In das Entsetzen über das Ausmaß des Betrugs mischt sich auch Selbstkritik. Die Luft „ganz oben“ sei dünn. „So manch einer kann da versucht sein, aus Journalismus Literatur zu machen, die in Fiktion mündet“, schreiben Chefredakteur Steffen Klusmann und Vize Kurbjuweit. „Claas Relotius hatte offenbar das Gefühl, unseren Erwartungen nicht gerecht werden zu können mit guten und sehr guten Geschichten. Sie mussten exzellent sein.“ Insofern sehe man in Relotius „nicht einen Feind, sondern einen von uns, der mental in Not geraten ist und dann zu den falschen, grundfalschen Mitteln griff“. Und weiter: „Er hat auch unser Mitgefühl. Er hat betrogen, wir haben uns betrügen lassen.“
Der Fall werfe grundsätzliche Fragen auf, wie etwa Journalist Jörg Tadeusz findet. Er überreichte laut eigenem Bekunden mehrfach Preise an Relotius – und plädiert inzwischen für ein Umdenken. In Deutschland gebe es rund 500 Journalistenpreise: „Ich werde von diesen erst dann wieder einen vergeben, wenn Verkehrspiloten auch für jede zehnte geglückte Landung prämiert werden. Also auch dafür, dass sie lediglich ihren Job machen.“
Für die Offenheit ernten die „Spiegel“-Verantwortlichen Respekt – zum Beispiel vom Deutschen Journalistenverband (DJV). Dass etwas schief gelaufen sei, habe der „Spiegel“ sofort „unumwunden zugegeben“, sagt DJV-Bundesvorsitzender Frank Überall. Nun gelte es, daraus zu lernen. „Das will der ,Spiegel‘ und das wollen wir.“
Noch einen anderen Aspekt bringt DJV-Chef Frank Überall ins Spiel. Dass die Preise immer denselben Branchenvertretern zuerkannt würden, habe vor allem einen Grund: „Weil Reporter von ihrem Arbeitgeber die Möglichkeit bekommen müssen, sich womöglich wochenlang mit nur einem Thema befassen zu können.“ Leider gebe es viel zu wenige Medien, die ihren Mitarbeitern diese Freiräume schaffen. Journalismus als eine Art Zweiklassengesellschaft?
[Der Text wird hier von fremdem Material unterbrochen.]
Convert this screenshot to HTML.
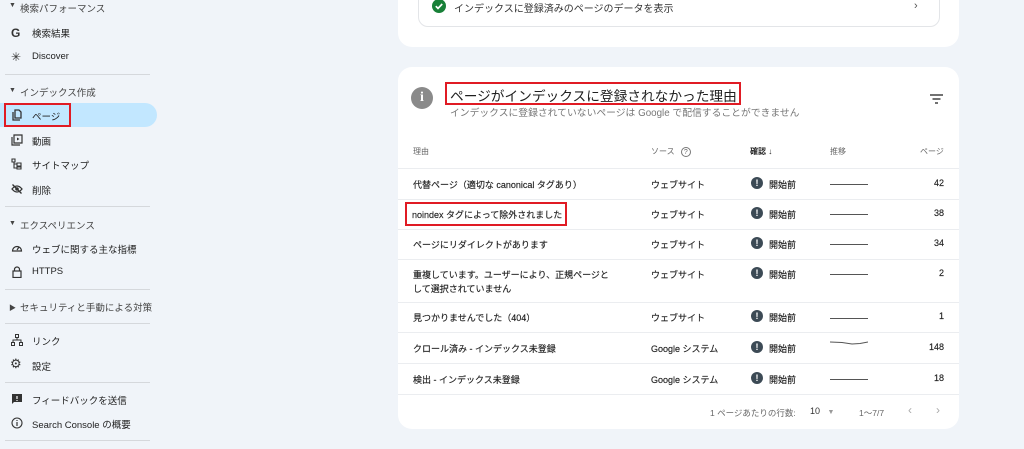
<!DOCTYPE html>
<html><head><meta charset="utf-8"><style>
*{box-sizing:border-box;margin:0;padding:0}
body{width:1024px;height:449px;overflow:hidden;background:#f0f4f9;font-family:"Liberation Sans","Noto Sans CJK JP",sans-serif;color:#1f1f1f;position:relative}
.a{position:absolute;white-space:nowrap}
.sb{font-size:9.5px;color:#1f1f1f}
.sec{font-size:9.5px;color:#444}
.hr{position:absolute;left:5px;width:145px;height:1px;background:#d5d8dc}
.ic{position:absolute;left:11px;width:12px;height:12px}
.card{position:absolute;background:#fff;border-radius:14px}
.t{font-size:9px;color:#1f1f1f;-webkit-text-stroke:0.15px #1f1f1f}
.row{position:absolute;left:398px;width:561px;height:1px;background:#ebedf0}
.ex{position:absolute;left:751px;width:12px;height:12px;border-radius:50%;background:#3c4a55;color:#fff;font-size:9px;font-weight:bold;text-align:center;line-height:12px}
.spark{position:absolute;left:830px;width:38px;height:1px;background:#555}
</style></head><body>
<!-- sidebar -->
<div class="a sec" style="left:9px;top:2px;font-size:7px">▼</div><div class="a sec" style="left:20px;top:1px">検索パフォーマンス</div>
<div class="a" style="left:11px;top:26px;font-weight:bold;font-size:12px;color:#333">G</div><div class="a sb" style="left:32px;top:26px">検索結果</div>
<div class="a" style="left:11px;top:50px;font-size:12px;color:#333">✳</div><div class="a sb" style="left:32px;top:51px">Discover</div>
<div class="hr" style="top:74px"></div>
<div class="a sec" style="left:9px;top:87px;font-size:7px">▼</div><div class="a sec" style="left:20px;top:85px">インデックス作成</div>
<div class="a" style="left:0;top:103px;width:157px;height:24px;background:#c2e7ff;border-radius:0 12px 12px 0"></div>
<div class="a" style="left:4px;top:103px;width:67px;height:24px;border:2px solid #e01b24"></div>
<svg class="ic" style="top:109px" viewBox="0 0 12 12"><path d="M2 3v8h7M4 1h4l2 2v6H4z" fill="none" stroke="#333" stroke-width="1.3"/></svg>
<div class="a sb" style="left:32px;top:109px">ページ</div>
<svg class="ic" style="top:134px" viewBox="0 0 12 12"><path d="M1 3v8h8M3 1h8v8H3z" fill="none" stroke="#333" stroke-width="1.2"/><path d="M6 3.5v3l2.5-1.5z" fill="#333"/></svg>
<div class="a sb" style="left:32px;top:134px">動画</div>
<svg class="ic" style="top:158px" viewBox="0 0 12 12"><path d="M1 1h3v3H1zM3 4v6h3M3 6h3M6 5h4v3H6zM6 9h4v2H6z" fill="none" stroke="#333" stroke-width="1.1"/></svg>
<div class="a sb" style="left:32px;top:158px">サイトマップ</div>
<svg class="ic" style="top:183px" viewBox="0 0 12 12"><path d="M1 6q5-6 10 0q-5 6-10 0z" fill="none" stroke="#333" stroke-width="1.3"/><circle cx="6" cy="6" r="1.8" fill="#333"/><path d="M1.5 1.5l9 9" stroke="#333" stroke-width="1.3"/></svg>
<div class="a sb" style="left:32px;top:183px">削除</div>
<div class="hr" style="top:206px"></div>
<div class="a sec" style="left:9px;top:220px;font-size:7px">▼</div><div class="a sec" style="left:20px;top:218px">エクスペリエンス</div>
<svg class="ic" style="top:242px" viewBox="0 0 12 12"><path d="M1.5 9a4.5 4.5 0 1 1 9 0z" fill="none" stroke="#333" stroke-width="1.2"/><path d="M6 8l2-3" stroke="#333" stroke-width="1.2"/></svg>
<div class="a sb" style="left:32px;top:242px">ウェブに関する主な指標</div>
<svg class="ic" style="top:266px" viewBox="0 0 12 12"><rect x="2" y="5" width="8" height="6.5" fill="none" stroke="#333" stroke-width="1.2"/><path d="M3.5 5V3.5a2.5 2.5 0 0 1 5 0V5" fill="none" stroke="#333" stroke-width="1.2"/></svg>
<div class="a sb" style="left:32px;top:266px">HTTPS</div>
<div class="hr" style="top:289px"></div>
<div class="a sec" style="left:9px;top:303px;font-size:7px">▶</div><div class="a sec" style="left:20px;top:300px">セキュリティと手動による対策</div>
<div class="hr" style="top:323px"></div>
<svg class="ic" style="top:334px" viewBox="0 0 12 12"><path d="M4.5 .5h3v3h-3zM.5 8.5h3v3h-3zM8.5 8.5h3v3h-3zM6 3.5v2.5M2 8.5V6h8v2.5" fill="none" stroke="#333" stroke-width="1"/></svg>
<div class="a sb" style="left:32px;top:334px">リンク</div>
<div class="a" style="left:10px;top:356px;font-size:13px;color:#333">⚙</div>
<div class="a sb" style="left:32px;top:359px">設定</div>
<div class="hr" style="top:382px"></div>
<svg class="ic" style="top:393px" viewBox="0 0 12 12"><path d="M1 1h10v8H3l-2 2z" fill="#333"/><path d="M6 3v3M6 7v1" stroke="#fff" stroke-width="1.2"/></svg>
<div class="a sb" style="left:32px;top:393px">フィードバックを送信</div>
<svg class="ic" style="top:417px" viewBox="0 0 12 12"><circle cx="6" cy="6" r="5" fill="none" stroke="#333" stroke-width="1.1"/><path d="M6 5v4M6 3v1" stroke="#333" stroke-width="1.2"/></svg>
<div class="a sb" style="left:32px;top:417px">Search Console の概要</div>
<div class="hr" style="top:440px"></div>

<!-- top card -->
<div class="card" style="left:398px;top:-20px;width:561px;height:67px"></div>
<div class="a" style="left:418px;top:-10px;width:522px;height:37px;border:1px solid #e3e5e8;border-radius:10px"></div>
<svg class="a" style="left:432px;top:-1px" width="14" height="14" viewBox="0 0 14 14"><circle cx="7" cy="7" r="7" fill="#188038"/><path d="M3.8 7.2l2.2 2.2 4.2-4.4" fill="none" stroke="#fff" stroke-width="1.7"/></svg>
<div class="a" style="left:454px;top:0px;font-size:10px;color:#333">インデックスに登録済みのページのデータを表示</div>
<div class="a" style="left:914px;top:0px;font-size:11px;color:#555">›</div>

<!-- main card -->
<div class="card" style="left:398px;top:67px;width:561px;height:362px"></div>
<div class="a" style="left:411px;top:87px;width:22px;height:22px;border-radius:50%;background:#8a8a8a;color:#fff;font-weight:bold;font-size:14px;text-align:center;line-height:22px;font-family:'Liberation Serif',serif">i</div>
<div class="a" style="left:445px;top:82px;width:296px;height:23px;border:2px solid #e01b24"></div>
<div class="a" style="left:450px;top:85px;font-size:13.7px;color:#1f1f1f">ページがインデックスに登録されなかった理由</div>
<div class="a" style="left:450px;top:105px;font-size:9.8px;color:#777">インデックスに登録されていないページは Google で配信することができません</div>
<svg class="a" style="left:930px;top:94px" width="13" height="10" viewBox="0 0 13 10"><path d="M0 1h13M2.5 5h8M5 9h3" stroke="#444" stroke-width="1.4"/></svg>

<div class="a" style="left:413px;top:146px;font-size:8px;color:#666">理由</div>
<div class="a" style="left:651px;top:146px;font-size:8px;color:#666">ソース <span style="display:inline-block;width:10px;height:10px;border:1px solid #777;border-radius:50%;font-size:7px;text-align:center;line-height:9px;margin-left:4px">?</span></div>
<div class="a" style="left:750px;top:146px;font-size:8px;color:#222;font-weight:bold">確認 <span style="font-weight:normal">↓</span></div>
<div class="a" style="left:830px;top:146px;font-size:8px;color:#666">推移</div>
<div class="a" style="left:920px;top:146px;font-size:8px;color:#666">ページ</div>

<div class="row" style="top:168px"></div>
<div class="row" style="top:199px"></div>
<div class="row" style="top:229px"></div>
<div class="row" style="top:259px"></div>
<div class="row" style="top:302px"></div>
<div class="row" style="top:332px"></div>
<div class="row" style="top:363px"></div>
<div class="row" style="top:394px"></div>

<div class="a t" style="left:413px;top:178px">代替ページ（適切な canonical タグあり）</div>
<div class="a t" style="left:412px;top:208px">noindex タグによって除外されました</div>
<div class="a" style="left:405px;top:202px;width:162px;height:24px;border:2px solid #e01b24"></div>
<div class="a t" style="left:413px;top:238px">ページにリダイレクトがあります</div>
<div class="a t" style="left:413px;top:268px;white-space:normal;width:200px;line-height:14px">重複しています。ユーザーにより、正規ページとして選択されていません</div>
<div class="a t" style="left:413px;top:311px">見つかりませんでした（404）</div>
<div class="a t" style="left:413px;top:342px">クロール済み - インデックス未登録</div>
<div class="a t" style="left:413px;top:373px">検出 - インデックス未登録</div>

<div class="a t" style="left:651px;top:178px">ウェブサイト</div>
<div class="a t" style="left:651px;top:208px">ウェブサイト</div>
<div class="a t" style="left:651px;top:238px">ウェブサイト</div>
<div class="a t" style="left:651px;top:268px">ウェブサイト</div>
<div class="a t" style="left:651px;top:311px">ウェブサイト</div>
<div class="a t" style="left:651px;top:342px">Google システム</div>
<div class="a t" style="left:651px;top:373px">Google システム</div>

<div class="ex" style="top:177px">!</div><div class="a t" style="left:769px;top:178px">開始前</div>
<div class="ex" style="top:207px">!</div><div class="a t" style="left:769px;top:208px">開始前</div>
<div class="ex" style="top:237px">!</div><div class="a t" style="left:769px;top:238px">開始前</div>
<div class="ex" style="top:267px">!</div><div class="a t" style="left:769px;top:268px">開始前</div>
<div class="ex" style="top:310px">!</div><div class="a t" style="left:769px;top:311px">開始前</div>
<div class="ex" style="top:341px">!</div><div class="a t" style="left:769px;top:342px">開始前</div>
<div class="ex" style="top:372px">!</div><div class="a t" style="left:769px;top:373px">開始前</div>

<div class="spark" style="top:184px"></div>
<div class="spark" style="top:214px"></div>
<div class="spark" style="top:244px"></div>
<div class="spark" style="top:274px"></div>
<div class="spark" style="top:318px"></div>
<svg class="a" style="left:830px;top:340px" width="38" height="6"><path d="M0 2l12 0.5 10 1.5 8-0.5 8-1.5" fill="none" stroke="#555" stroke-width="1"/></svg>
<div class="spark" style="top:379px"></div>

<div class="a t" style="left:900px;top:178px;width:44px;text-align:right">42</div>
<div class="a t" style="left:900px;top:208px;width:44px;text-align:right">38</div>
<div class="a t" style="left:900px;top:238px;width:44px;text-align:right">34</div>
<div class="a t" style="left:900px;top:268px;width:44px;text-align:right">2</div>
<div class="a t" style="left:900px;top:311px;width:44px;text-align:right">1</div>
<div class="a t" style="left:900px;top:342px;width:44px;text-align:right">148</div>
<div class="a t" style="left:900px;top:373px;width:44px;text-align:right">18</div>

<div class="a" style="left:710px;top:407px;font-size:8.5px;color:#666">1 ページあたりの行数:</div>
<div class="a" style="left:810px;top:406px;font-size:9px;color:#333">10 <span style="color:#999;font-size:7px;margin-left:5px">▼</span></div>
<div class="a" style="left:859px;top:407px;font-size:8.5px;color:#666">1〜7/7</div>
<div class="a" style="left:908px;top:403px;font-size:12px;color:#aaa">‹</div>
<div class="a" style="left:936px;top:403px;font-size:12px;color:#aaa">›</div>
</body></html>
Den Schaden hat nun nicht nur der „Spiegel“, sondern den haben alle Journalisten, die sich um eine angemessene Darstellung von Fakten und Wirklichkeit bemühen. Es werde wohl nicht ausbleiben, „dass die Medienhasser ihrer Wut erneut Luft machen“, so DJV-Sprecher Hendrik Zörner.
Vor zu viel Selbstbetroffenheit warnt Tadeusz: „Die dümmlichen Verschwörungstheorien von Rechtspopulisten von der zentral gelenkten Journaille gönnen uns eine Opferhaltung, in der wir vor jeder berechtigten Kritik in Sicherheit sind.“ Frank Überall rät: „Wir Journalisten und die Chefs der Medienhäuser müssen das tun, was auch schon vor dem Fall Relotius angesagt war und getan wurde – Transparenz herstellen, über unseren Beruf informieren, Fragen beantworten. Und uns nicht beirren lassen von Shitstorms.“
So oder so soll der Fall umfassend aufgearbeitet werden. Und zwar, wie der „Spiegel“ ankündigt, „mit Demut“.